== DATA EXCERPT ==
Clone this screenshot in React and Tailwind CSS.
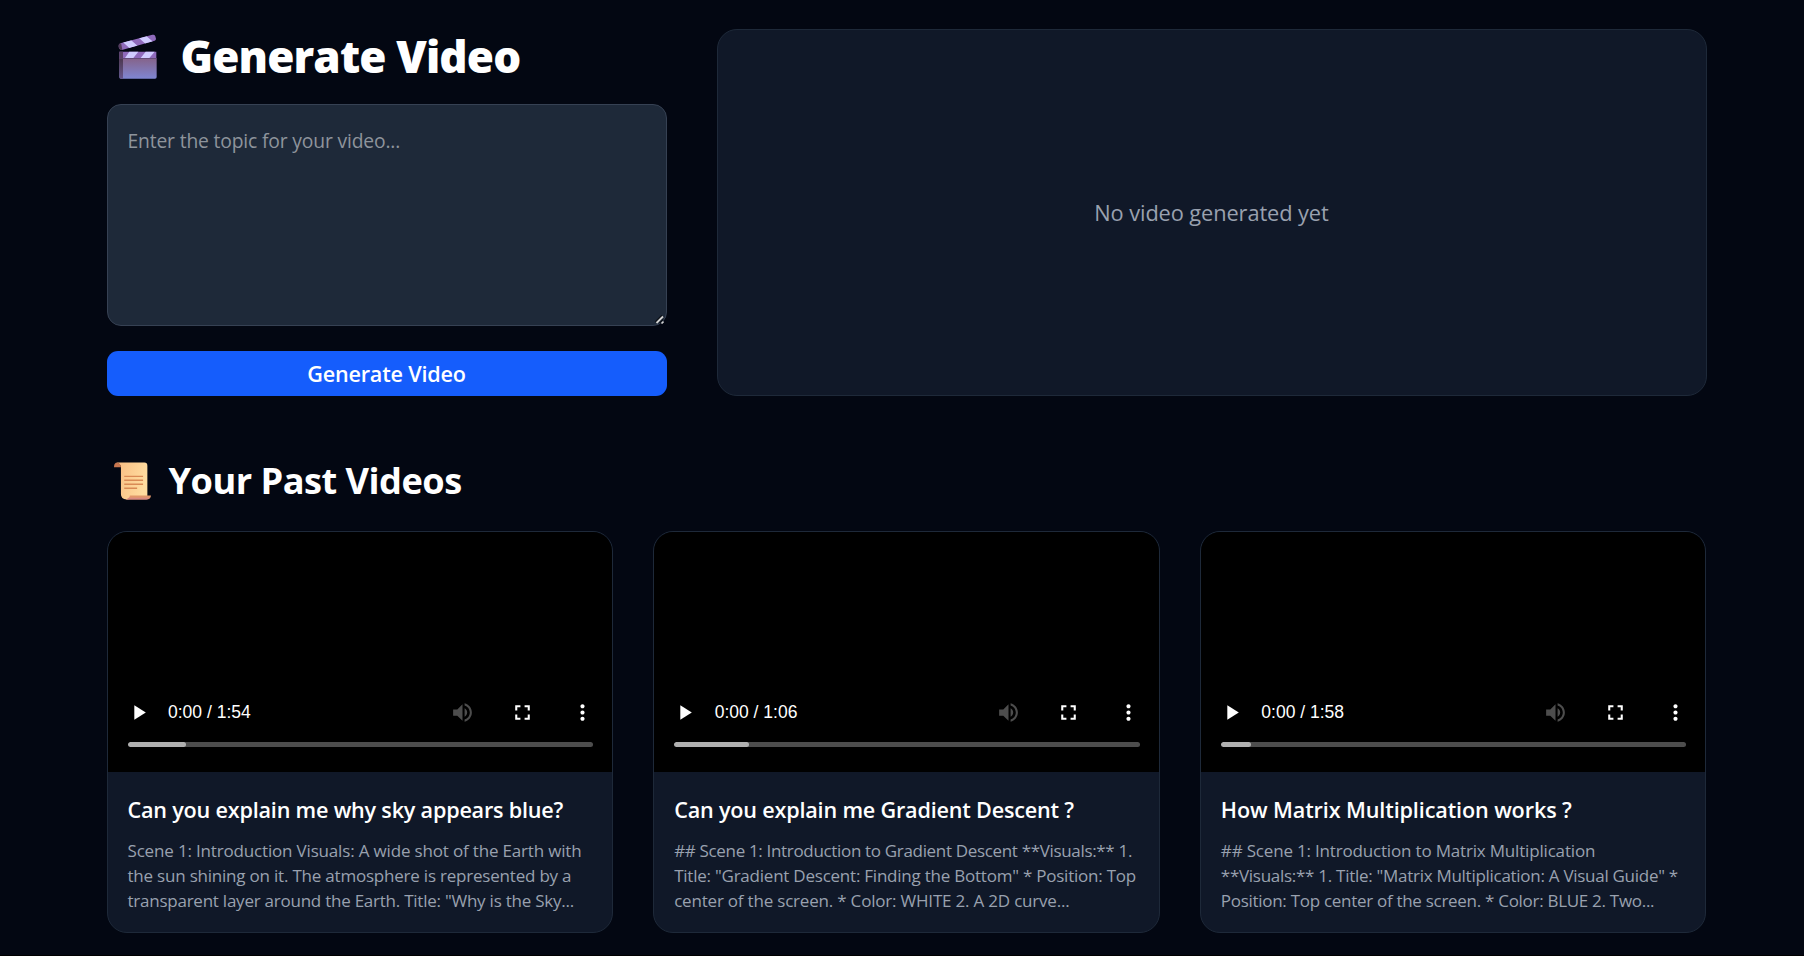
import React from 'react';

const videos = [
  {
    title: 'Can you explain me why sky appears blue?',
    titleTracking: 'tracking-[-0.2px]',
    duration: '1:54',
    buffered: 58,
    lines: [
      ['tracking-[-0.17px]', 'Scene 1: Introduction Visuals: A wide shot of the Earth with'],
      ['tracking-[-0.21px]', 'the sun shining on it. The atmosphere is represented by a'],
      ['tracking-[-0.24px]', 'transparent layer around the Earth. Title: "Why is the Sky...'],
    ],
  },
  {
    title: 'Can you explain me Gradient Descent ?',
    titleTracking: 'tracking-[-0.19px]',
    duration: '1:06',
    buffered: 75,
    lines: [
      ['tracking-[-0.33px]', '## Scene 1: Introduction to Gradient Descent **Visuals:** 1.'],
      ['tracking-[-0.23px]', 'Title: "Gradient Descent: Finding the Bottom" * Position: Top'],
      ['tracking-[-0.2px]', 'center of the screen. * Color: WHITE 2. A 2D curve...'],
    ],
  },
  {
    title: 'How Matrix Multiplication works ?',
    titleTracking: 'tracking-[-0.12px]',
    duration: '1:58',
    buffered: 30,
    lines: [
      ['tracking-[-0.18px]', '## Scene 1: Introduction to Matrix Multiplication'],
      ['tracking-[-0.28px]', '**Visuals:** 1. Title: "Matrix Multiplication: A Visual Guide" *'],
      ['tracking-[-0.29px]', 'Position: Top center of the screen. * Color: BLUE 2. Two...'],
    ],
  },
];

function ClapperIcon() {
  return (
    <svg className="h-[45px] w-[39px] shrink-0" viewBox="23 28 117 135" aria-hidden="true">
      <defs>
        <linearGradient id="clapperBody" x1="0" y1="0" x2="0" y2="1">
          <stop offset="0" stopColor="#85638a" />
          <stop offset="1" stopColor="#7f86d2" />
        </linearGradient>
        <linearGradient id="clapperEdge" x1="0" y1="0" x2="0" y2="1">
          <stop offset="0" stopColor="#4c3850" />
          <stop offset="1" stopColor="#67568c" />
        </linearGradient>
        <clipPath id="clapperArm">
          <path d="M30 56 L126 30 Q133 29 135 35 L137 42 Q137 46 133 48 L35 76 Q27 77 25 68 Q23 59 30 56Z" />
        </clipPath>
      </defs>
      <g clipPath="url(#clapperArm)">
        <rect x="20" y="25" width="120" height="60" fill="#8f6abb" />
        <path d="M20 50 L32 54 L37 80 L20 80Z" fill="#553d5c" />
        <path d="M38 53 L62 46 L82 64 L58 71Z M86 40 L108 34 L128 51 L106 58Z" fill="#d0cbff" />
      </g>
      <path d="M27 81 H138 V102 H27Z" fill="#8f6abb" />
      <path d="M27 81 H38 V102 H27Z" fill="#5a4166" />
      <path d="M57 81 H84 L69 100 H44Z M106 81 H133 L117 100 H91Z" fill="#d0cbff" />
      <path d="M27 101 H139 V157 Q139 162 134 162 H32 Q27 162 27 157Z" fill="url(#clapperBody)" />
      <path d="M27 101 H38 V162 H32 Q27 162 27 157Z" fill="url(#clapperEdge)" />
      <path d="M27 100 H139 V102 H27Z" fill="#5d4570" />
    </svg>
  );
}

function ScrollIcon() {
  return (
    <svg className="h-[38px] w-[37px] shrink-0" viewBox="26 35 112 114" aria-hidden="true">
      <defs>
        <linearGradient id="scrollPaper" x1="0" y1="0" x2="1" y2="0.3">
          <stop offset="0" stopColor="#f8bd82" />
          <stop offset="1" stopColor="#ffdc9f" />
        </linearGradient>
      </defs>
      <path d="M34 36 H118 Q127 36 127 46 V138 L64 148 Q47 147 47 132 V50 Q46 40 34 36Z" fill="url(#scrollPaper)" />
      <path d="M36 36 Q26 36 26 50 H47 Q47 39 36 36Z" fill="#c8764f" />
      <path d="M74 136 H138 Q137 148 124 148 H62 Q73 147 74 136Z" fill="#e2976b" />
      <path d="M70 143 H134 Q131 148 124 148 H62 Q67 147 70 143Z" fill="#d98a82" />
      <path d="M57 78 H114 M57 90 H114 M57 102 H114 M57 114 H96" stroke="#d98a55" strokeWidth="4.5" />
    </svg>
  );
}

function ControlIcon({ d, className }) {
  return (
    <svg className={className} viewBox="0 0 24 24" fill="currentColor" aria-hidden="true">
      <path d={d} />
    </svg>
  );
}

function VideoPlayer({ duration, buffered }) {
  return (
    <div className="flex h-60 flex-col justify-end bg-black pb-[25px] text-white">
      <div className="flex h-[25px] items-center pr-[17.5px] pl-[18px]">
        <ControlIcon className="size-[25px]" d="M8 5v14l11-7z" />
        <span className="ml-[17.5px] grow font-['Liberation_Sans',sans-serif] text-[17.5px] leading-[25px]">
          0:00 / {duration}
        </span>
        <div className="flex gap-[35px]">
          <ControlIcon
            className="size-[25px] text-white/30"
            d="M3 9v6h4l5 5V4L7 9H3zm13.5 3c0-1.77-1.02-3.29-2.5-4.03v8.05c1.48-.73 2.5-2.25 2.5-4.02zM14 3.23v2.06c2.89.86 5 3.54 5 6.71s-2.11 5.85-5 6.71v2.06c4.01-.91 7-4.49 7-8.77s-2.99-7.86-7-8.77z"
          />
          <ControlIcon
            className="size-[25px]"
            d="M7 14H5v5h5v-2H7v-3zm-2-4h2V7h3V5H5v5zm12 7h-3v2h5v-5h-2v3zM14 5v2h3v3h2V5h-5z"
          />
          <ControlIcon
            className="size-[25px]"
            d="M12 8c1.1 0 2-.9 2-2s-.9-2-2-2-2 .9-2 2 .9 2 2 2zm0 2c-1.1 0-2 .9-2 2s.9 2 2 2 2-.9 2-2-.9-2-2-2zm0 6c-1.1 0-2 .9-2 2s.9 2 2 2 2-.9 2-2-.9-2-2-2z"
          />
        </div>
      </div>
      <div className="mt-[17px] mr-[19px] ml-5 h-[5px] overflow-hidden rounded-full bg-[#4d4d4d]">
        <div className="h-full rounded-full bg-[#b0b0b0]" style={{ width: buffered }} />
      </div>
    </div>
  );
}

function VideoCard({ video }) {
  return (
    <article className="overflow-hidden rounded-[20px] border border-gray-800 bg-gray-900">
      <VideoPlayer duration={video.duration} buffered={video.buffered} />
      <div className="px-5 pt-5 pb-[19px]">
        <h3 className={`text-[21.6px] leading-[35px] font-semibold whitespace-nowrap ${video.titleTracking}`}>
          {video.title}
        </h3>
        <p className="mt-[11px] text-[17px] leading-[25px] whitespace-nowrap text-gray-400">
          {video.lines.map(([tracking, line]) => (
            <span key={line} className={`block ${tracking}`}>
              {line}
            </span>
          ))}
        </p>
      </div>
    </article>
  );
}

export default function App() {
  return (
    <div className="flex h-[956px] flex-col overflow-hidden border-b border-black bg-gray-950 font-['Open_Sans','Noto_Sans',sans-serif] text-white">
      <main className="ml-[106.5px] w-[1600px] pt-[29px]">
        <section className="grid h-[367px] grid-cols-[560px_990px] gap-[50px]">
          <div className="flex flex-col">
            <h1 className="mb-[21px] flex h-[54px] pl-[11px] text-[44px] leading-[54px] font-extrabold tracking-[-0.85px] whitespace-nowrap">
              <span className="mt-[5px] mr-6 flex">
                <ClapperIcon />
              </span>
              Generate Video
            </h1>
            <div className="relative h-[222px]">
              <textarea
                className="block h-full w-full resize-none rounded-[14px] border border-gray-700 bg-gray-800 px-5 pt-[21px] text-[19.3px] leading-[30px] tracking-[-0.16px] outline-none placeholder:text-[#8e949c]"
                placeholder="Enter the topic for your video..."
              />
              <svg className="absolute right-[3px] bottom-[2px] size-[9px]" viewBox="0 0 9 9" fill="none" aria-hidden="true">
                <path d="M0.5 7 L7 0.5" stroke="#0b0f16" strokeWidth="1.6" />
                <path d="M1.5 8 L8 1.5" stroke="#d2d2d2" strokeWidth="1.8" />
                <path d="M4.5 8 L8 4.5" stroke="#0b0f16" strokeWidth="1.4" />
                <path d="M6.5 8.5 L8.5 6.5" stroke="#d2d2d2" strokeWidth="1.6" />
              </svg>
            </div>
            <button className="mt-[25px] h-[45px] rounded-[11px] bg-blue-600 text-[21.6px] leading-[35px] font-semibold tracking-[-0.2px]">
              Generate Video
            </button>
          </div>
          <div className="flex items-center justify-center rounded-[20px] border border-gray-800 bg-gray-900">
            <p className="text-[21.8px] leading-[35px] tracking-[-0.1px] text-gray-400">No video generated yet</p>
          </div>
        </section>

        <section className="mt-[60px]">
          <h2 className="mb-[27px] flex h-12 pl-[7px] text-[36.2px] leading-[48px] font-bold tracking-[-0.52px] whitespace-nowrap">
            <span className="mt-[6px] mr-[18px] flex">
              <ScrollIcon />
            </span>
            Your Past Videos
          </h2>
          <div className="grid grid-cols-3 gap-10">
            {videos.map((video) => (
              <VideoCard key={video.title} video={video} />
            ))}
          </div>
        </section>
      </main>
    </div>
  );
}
===
PROMPT -
Return only the lines running from the top of the data to the line that holds "import React from 'react';". Include both of those lines, but skip the pictures.

ANSWER TO THE PROBLEM -
Clone this screenshot in React and Tailwind CSS.
import React from 'react';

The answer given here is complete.